Mayer costruisce le sue opere pittoriche con perizia artigiana, in un esercizio di concentrazione solitaria immerso nel paesaggio superlativo della Langa astigiana nel sud del Piemonte ove si ritira soprattutto nella bella stagione. A Mayer preme una sorta di autosufficienza produttiva che gli consente il tu per tu con l’opera, realizzata strato dopo strato, passaggio dopo passaggio. Affronta il legno del telaio, stende il tessuto e prepara la vernice, operazioni che l’artista definisce meramente artigianali, “quasi sensuali”. Pone il supporto in orizzontale e utilizza l’acrilico mescolato a pigmenti in polvere che lo portano a raggiungere l’effetto desiderato. In particolare, nella serie Mutazioni furtive vede l’inserimento di un unico oggetto reale in gran quantità e ripetuto, seriale, forme rotonde tutte uguali, le fiches in plastica che si usano nei casinò al posto del denaro. La scelta, indubbiamente, ha a che fare con l’azzardo, chi gioca si affida alla sorte e al destino non bastandogli il dominio della logica e della ragione. Si può vincere, si può perdere, ma se si fanno i conti alla lunga la spunta inevitabilmente il banco. E per René il banco è la realtà, la natura. Mayer ha dichiarato infatti che “i gettoni simboleggiano l’irresponsabilità della nostra civiltà. Giochiamo con la terra come se fosse un casinò, ma in questo gioco siamo perdenti”. Gli effetti della sconfitta, del disastro, noi non li percepiamo a occhio nudo perché, appunto, le mutazioni sono furtive e non siamo abituati a farci caso al momento, anzi tendiamo a minimizzare, però quando ci fermiamo per riflettere qualcosa si è già messo in moto e diventa difficile ritornare all’ordine prestabilito. Al casinò direbbero “les jeux sont faites”.

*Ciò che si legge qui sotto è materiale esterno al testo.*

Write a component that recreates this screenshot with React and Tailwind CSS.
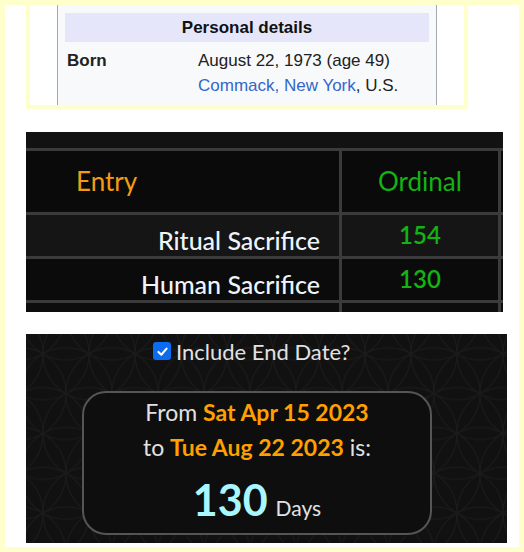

In apparenza quella di Mayer è soltanto pittura astratta, però come aveva messo in evidenza Karmel nel saggio summenzionato, il contemporaneo ha bisogno di intervenire in un dibattito più ampio, al pari di altre forme d’arte più esplicite come la figurazione, l’installazione o la fotografia. Soprattutto, mette al centro della propria riflessione il tema ambiente, paragonando le impercettibili Mutazioni furtive a quei piccoli comportamenti quotidiani cui non prestiamo particolare attenzione e invece, a metterli in fila ordinati come fiches, risultano la concausa di numerosi ed evitabili disastri. Ci chiama dunque all’autoresponsabilità. Non ha bisogno di dichiarazioni roboanti, di proclami, Mayer ci presenta un universo luminoso, colorato, piacevole, i suoi lavori appagano chi è alla ricerca di buona pittura. Potrebbe bastare e invece no, sotto sotto (neanche troppo sotto) ci invita a vigilare utilizzando condotte etiche. Questo è l’impegno della sua pittura, la riflessione di un artista esperto e maturo che si rifà, ancora una volta, alla questione del sublime in natura, l’idea di bellezza che nasconde sempre un’insidia, anche se questa volta per accorgercene dobbiamo porre parecchia attenzione. Non c’è bisogno di una tempesta o di un maremoto, bastano piccoli e colorati gettoni da gioco messi in fila per farci venire il dubbio che si può essere meglio di così.